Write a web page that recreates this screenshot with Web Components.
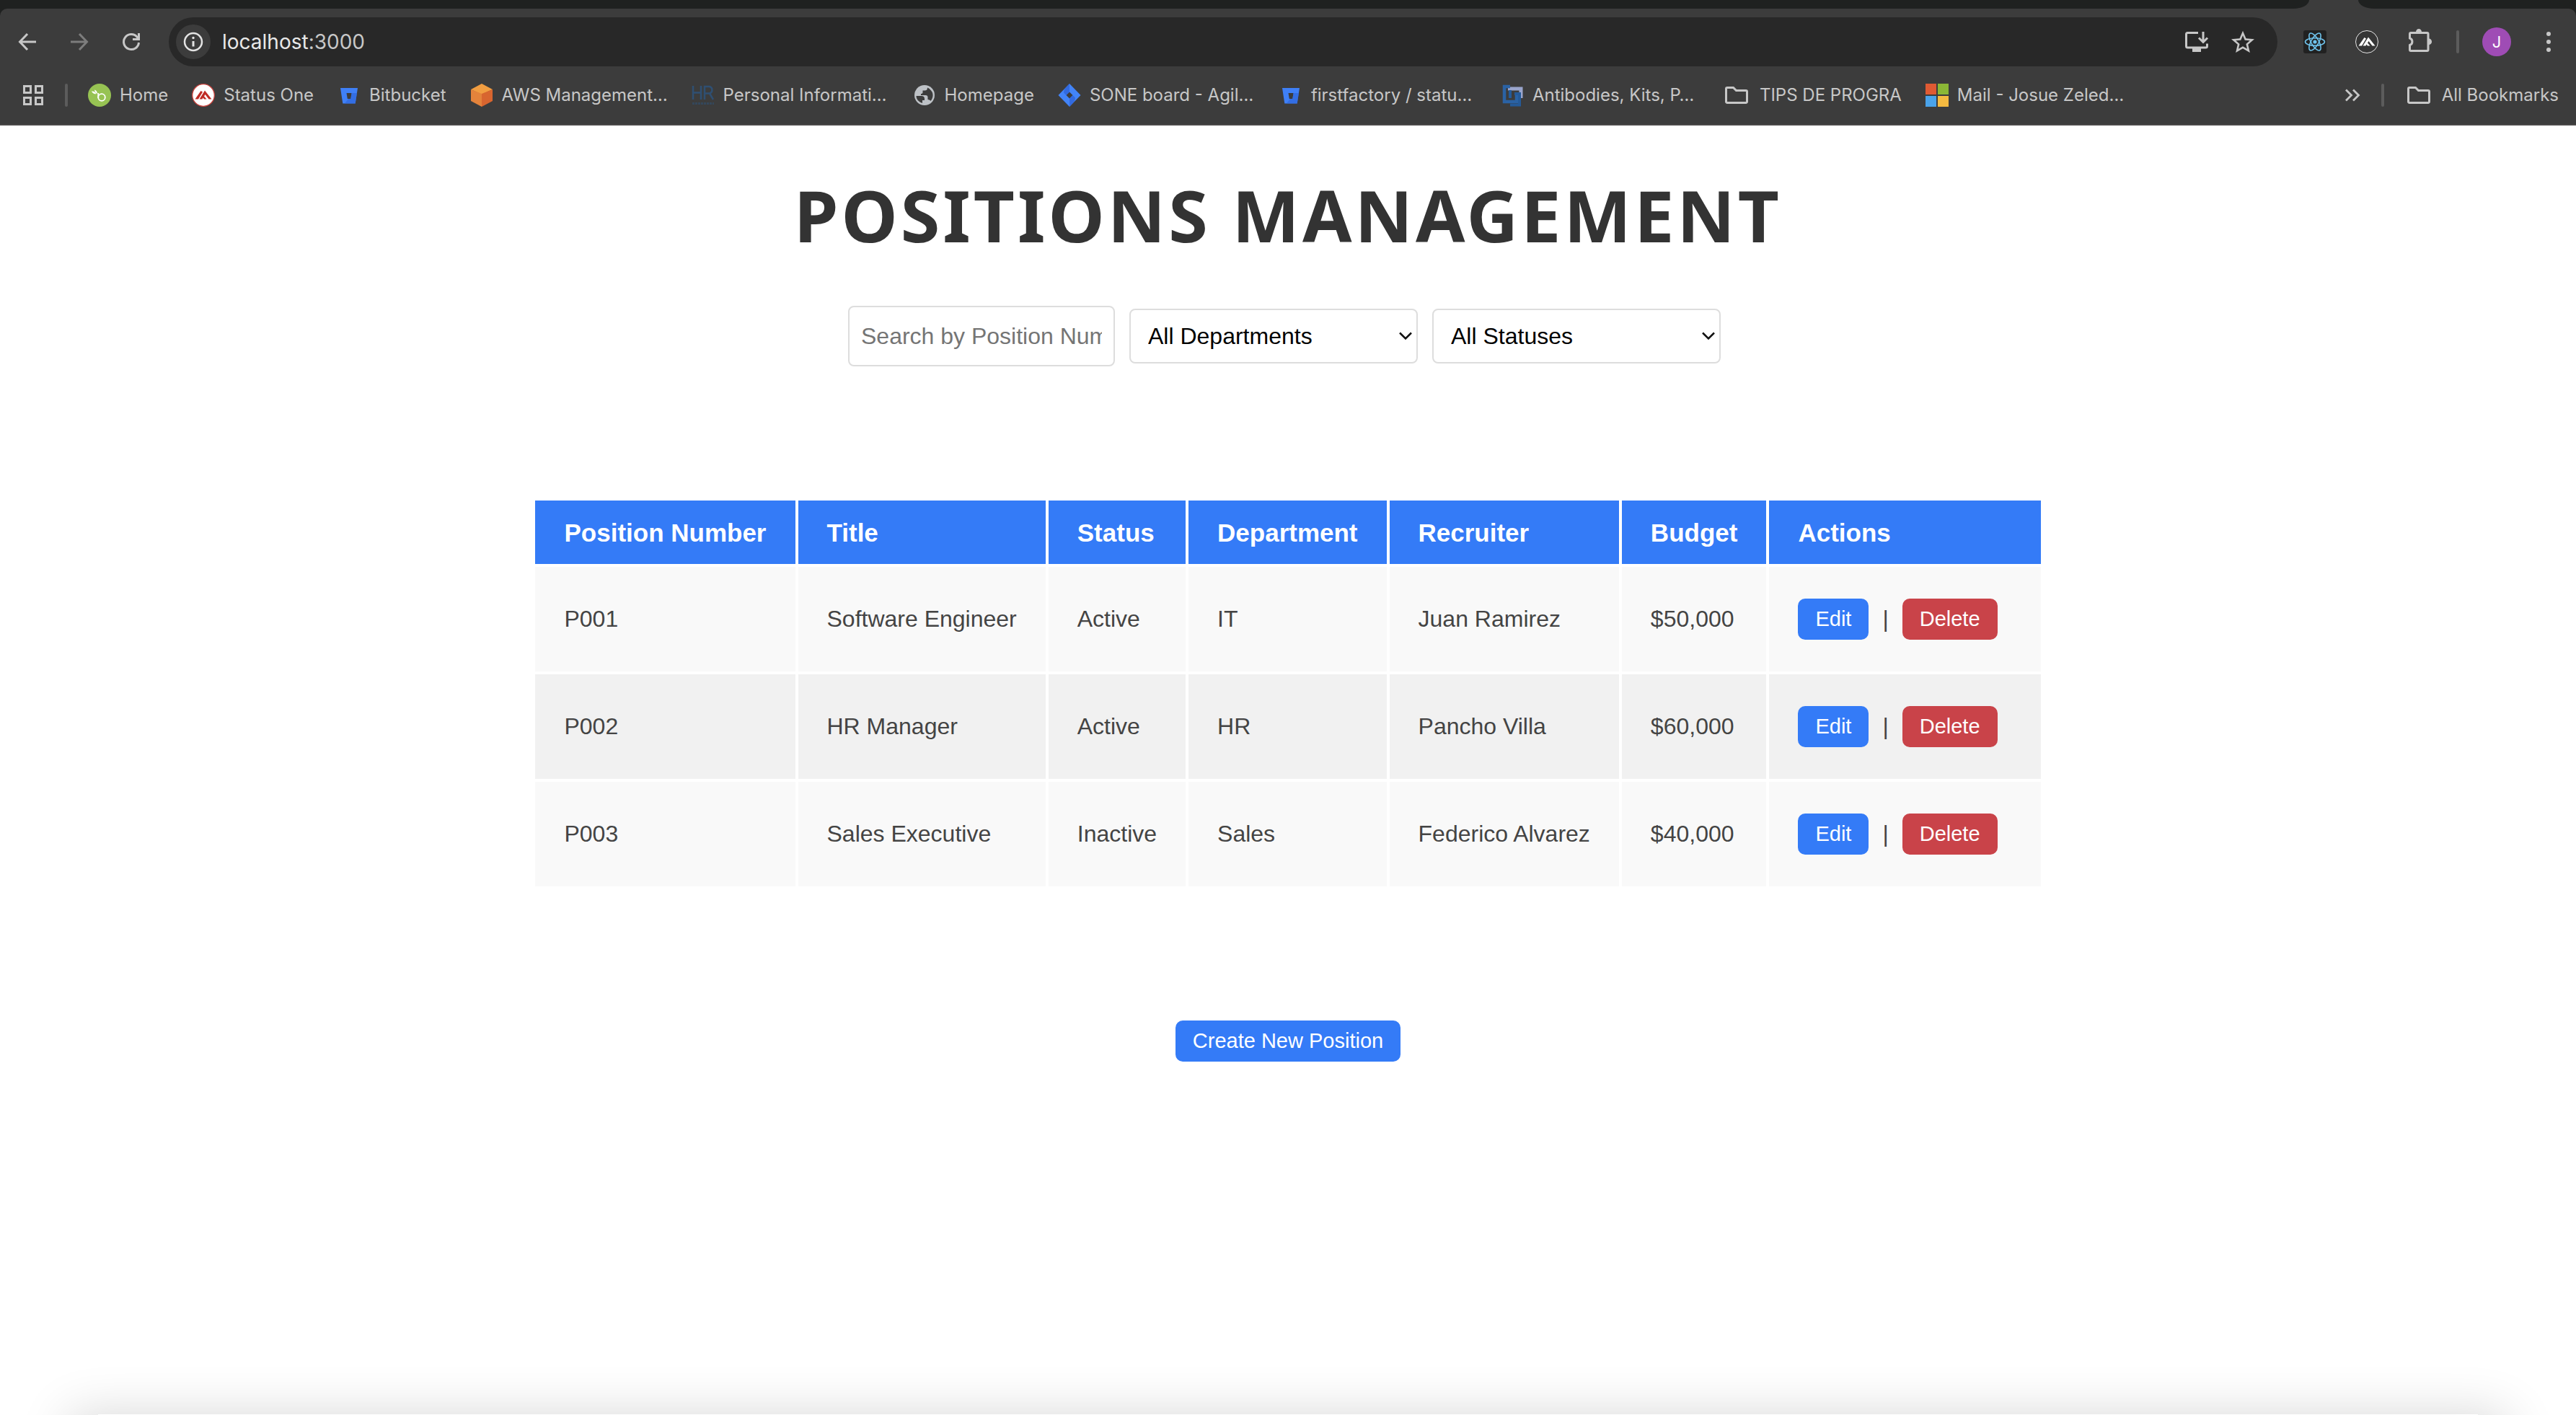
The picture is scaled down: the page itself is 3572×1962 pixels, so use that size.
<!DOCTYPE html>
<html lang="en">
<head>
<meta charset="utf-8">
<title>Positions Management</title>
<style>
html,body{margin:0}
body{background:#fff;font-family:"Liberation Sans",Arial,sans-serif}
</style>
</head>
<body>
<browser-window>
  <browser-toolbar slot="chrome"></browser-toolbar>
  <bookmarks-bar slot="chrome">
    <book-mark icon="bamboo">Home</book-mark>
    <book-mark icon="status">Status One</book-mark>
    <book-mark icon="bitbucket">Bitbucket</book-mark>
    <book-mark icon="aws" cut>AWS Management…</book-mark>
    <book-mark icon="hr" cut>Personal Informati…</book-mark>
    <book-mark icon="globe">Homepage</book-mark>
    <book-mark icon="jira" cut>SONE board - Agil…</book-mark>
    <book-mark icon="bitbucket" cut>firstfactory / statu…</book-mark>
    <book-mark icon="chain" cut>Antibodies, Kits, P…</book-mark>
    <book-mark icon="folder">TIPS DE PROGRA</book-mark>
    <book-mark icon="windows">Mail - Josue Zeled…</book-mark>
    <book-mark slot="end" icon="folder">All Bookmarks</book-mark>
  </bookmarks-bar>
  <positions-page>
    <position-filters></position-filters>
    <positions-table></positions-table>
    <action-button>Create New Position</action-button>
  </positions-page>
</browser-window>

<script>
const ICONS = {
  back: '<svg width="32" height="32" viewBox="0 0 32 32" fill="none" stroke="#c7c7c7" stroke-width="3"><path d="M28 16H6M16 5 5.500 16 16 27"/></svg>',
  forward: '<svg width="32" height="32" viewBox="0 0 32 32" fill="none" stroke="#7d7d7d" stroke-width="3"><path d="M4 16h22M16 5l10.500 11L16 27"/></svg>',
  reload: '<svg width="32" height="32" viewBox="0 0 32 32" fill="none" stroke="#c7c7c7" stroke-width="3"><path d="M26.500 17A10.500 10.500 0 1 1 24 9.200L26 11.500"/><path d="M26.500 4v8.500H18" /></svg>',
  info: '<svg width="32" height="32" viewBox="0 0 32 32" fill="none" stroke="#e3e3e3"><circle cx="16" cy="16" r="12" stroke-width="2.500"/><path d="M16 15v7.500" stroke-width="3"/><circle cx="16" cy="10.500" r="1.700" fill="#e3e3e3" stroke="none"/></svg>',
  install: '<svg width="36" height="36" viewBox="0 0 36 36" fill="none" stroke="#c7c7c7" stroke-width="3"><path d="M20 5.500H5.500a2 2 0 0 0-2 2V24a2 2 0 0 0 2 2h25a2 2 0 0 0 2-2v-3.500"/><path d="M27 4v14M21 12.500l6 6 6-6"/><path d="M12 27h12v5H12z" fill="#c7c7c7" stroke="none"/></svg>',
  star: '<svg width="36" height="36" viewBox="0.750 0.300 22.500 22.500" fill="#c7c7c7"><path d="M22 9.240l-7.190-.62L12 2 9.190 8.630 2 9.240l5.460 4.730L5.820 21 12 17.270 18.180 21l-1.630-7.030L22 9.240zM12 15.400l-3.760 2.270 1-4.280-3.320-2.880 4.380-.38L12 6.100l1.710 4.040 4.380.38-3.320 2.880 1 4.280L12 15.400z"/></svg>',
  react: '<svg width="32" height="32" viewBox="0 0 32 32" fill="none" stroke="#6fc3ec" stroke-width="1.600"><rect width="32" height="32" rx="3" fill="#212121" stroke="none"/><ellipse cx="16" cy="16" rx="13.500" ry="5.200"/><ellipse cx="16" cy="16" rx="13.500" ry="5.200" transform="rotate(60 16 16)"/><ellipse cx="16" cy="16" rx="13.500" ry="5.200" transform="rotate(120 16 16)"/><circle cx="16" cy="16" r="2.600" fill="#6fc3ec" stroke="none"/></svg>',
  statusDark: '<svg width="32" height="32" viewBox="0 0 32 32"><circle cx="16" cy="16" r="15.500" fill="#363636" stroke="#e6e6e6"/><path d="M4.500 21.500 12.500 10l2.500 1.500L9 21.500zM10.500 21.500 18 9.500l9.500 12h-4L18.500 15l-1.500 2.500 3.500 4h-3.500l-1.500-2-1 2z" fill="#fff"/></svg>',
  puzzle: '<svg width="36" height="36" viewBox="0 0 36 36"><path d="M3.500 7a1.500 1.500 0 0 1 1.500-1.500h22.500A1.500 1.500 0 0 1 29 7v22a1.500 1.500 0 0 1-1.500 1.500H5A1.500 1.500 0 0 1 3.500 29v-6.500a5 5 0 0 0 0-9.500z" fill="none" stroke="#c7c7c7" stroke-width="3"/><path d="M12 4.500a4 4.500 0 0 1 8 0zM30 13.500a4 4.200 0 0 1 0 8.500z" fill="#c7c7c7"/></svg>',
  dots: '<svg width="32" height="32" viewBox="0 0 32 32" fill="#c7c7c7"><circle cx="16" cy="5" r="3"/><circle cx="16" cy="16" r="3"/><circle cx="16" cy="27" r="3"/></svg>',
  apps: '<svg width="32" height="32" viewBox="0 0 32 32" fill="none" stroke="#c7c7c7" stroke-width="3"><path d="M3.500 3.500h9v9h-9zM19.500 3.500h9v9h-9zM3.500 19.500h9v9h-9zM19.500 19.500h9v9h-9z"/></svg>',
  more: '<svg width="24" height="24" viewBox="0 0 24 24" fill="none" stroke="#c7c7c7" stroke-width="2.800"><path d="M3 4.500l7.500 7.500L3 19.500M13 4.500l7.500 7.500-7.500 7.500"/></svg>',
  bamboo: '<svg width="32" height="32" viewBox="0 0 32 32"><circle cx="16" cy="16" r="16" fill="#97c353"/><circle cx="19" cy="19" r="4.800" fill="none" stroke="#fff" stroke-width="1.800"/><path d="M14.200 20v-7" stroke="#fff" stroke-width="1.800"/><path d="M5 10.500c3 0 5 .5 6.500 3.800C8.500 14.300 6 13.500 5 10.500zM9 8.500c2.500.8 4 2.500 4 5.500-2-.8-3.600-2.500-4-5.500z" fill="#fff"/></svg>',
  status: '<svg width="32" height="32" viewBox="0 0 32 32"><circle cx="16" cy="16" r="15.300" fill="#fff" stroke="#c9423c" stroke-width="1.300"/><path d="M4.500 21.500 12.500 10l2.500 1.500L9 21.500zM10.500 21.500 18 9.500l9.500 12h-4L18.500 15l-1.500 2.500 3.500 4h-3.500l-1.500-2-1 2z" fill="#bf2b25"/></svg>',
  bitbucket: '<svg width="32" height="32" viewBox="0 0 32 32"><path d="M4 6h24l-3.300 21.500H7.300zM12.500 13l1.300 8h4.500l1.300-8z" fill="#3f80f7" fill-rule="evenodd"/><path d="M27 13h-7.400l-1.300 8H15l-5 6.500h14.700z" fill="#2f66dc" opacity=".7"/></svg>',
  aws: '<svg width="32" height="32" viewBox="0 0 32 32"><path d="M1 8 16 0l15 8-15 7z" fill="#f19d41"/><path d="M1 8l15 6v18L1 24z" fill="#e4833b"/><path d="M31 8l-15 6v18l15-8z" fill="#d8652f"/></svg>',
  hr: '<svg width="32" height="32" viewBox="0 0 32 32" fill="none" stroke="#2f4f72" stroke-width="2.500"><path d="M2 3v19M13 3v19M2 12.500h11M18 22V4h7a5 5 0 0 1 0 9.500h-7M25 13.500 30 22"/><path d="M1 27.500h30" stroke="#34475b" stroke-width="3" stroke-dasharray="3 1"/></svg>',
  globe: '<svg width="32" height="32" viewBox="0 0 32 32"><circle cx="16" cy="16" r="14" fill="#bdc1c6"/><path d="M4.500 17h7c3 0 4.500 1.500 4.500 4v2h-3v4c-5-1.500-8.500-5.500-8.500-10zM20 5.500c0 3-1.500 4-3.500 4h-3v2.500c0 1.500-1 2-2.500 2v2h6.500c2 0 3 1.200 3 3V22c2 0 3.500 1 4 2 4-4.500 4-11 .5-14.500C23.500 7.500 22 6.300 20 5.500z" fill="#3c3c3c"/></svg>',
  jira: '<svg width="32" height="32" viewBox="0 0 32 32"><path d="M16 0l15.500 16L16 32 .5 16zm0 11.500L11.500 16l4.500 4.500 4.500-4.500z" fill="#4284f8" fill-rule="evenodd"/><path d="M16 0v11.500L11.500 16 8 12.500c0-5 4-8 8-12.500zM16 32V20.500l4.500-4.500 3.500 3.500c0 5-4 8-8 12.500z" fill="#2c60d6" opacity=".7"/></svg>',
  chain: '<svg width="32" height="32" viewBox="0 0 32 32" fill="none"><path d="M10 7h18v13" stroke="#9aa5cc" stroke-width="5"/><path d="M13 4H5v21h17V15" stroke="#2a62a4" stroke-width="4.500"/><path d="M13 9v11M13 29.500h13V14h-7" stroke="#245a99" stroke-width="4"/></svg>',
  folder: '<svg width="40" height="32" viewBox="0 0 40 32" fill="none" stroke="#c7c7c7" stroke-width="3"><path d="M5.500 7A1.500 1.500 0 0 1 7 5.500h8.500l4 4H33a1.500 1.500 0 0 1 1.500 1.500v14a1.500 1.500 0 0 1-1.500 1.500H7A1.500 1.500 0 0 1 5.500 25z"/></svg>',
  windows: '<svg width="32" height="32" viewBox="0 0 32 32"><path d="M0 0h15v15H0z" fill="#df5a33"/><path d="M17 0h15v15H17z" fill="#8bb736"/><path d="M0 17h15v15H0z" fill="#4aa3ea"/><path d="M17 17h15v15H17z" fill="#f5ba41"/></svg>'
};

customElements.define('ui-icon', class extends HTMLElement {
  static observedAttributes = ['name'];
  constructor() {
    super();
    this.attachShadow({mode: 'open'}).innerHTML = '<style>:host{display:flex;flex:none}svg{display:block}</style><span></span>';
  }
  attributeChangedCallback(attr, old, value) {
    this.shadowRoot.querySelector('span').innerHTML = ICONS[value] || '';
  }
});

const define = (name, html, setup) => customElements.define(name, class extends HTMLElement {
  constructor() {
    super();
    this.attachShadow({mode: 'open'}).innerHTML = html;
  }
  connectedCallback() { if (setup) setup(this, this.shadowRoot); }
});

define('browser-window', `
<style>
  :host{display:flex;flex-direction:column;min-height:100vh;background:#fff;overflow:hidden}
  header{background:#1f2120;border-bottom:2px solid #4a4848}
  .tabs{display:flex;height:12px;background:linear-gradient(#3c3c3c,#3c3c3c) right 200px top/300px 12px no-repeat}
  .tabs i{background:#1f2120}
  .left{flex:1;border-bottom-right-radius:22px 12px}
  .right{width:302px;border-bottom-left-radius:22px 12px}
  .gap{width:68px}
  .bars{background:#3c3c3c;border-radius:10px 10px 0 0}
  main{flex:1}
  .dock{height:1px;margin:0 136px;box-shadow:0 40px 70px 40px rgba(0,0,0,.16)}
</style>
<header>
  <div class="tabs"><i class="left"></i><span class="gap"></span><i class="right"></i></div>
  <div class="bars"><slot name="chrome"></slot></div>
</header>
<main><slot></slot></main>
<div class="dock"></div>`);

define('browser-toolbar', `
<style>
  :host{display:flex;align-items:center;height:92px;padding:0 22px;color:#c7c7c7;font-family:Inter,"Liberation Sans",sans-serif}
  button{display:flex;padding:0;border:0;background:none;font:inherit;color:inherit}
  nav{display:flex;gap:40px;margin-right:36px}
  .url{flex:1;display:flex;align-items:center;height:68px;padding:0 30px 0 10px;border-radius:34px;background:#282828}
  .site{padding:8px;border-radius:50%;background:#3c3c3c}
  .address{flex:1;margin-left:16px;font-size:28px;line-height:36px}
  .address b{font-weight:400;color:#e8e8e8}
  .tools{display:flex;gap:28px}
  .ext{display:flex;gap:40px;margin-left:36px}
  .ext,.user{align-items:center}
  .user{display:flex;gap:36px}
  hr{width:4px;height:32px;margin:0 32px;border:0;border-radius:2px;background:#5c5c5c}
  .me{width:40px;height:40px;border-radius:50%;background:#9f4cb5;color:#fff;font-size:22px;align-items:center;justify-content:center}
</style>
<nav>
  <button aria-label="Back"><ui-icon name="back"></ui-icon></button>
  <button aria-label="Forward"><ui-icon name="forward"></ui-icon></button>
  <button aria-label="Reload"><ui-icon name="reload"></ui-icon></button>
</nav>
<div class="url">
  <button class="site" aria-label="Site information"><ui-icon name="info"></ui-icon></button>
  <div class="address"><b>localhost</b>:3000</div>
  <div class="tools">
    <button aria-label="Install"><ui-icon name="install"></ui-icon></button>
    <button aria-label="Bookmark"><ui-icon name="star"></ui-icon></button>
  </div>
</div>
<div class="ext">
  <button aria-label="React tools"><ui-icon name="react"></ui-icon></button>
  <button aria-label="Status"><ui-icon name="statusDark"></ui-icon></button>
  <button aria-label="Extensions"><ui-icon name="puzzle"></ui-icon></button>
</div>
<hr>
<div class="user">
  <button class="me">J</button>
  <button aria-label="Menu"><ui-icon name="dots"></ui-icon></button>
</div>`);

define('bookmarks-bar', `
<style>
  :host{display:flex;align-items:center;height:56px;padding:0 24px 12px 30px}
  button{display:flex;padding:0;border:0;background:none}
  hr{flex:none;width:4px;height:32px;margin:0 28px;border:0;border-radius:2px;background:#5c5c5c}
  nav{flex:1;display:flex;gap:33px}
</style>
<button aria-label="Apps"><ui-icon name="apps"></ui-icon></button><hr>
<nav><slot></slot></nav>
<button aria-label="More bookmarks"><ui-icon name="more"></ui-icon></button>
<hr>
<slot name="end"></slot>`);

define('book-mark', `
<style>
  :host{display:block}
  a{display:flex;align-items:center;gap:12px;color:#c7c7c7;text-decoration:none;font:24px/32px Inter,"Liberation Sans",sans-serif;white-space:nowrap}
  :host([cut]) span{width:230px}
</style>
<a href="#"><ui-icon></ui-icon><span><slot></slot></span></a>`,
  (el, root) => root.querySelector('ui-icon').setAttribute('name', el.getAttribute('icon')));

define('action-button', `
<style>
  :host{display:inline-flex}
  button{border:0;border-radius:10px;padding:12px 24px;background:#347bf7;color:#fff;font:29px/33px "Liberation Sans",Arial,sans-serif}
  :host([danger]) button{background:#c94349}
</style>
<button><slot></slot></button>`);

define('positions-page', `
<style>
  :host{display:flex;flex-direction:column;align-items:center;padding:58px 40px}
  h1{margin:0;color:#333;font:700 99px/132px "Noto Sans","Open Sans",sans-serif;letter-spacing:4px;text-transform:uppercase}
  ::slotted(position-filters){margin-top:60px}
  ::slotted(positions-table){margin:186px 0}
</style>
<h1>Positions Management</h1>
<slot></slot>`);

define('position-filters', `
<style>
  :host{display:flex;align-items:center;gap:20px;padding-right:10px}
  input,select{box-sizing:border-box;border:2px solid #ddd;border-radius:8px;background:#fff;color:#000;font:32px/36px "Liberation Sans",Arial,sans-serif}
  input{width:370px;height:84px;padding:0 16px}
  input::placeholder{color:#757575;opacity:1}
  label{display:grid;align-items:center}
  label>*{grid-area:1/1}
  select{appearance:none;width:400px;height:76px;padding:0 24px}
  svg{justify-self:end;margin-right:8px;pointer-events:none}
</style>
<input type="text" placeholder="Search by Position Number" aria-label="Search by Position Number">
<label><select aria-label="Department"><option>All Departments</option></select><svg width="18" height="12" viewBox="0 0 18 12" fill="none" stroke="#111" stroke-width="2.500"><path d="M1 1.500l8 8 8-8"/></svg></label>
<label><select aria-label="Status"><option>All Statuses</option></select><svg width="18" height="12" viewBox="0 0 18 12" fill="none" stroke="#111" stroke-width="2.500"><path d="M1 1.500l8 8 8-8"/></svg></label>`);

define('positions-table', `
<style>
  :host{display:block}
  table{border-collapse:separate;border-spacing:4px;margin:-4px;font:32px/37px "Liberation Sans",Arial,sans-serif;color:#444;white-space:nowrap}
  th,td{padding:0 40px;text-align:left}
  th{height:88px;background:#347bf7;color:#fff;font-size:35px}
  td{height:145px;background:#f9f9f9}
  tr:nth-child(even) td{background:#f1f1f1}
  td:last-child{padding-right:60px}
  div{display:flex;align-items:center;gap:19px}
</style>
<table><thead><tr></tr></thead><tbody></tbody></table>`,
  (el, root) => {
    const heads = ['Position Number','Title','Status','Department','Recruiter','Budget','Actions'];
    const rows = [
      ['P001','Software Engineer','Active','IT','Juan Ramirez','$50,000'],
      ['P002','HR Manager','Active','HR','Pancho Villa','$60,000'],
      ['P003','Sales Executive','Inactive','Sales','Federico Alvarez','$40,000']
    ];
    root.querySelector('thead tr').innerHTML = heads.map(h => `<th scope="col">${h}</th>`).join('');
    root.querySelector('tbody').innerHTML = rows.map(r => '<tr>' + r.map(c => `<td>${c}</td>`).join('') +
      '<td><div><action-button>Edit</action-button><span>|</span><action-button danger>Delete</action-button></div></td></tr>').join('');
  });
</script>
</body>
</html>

> **EXERCISE DIRECTIONS**:
In the lines above, find each one with "that" and list it.

> **THE SOLUTION**:
Write a web page that recreates this screenshot with Web Components.
The picture is scaled down: the page itself is 3572×1962 pixels, so use that size.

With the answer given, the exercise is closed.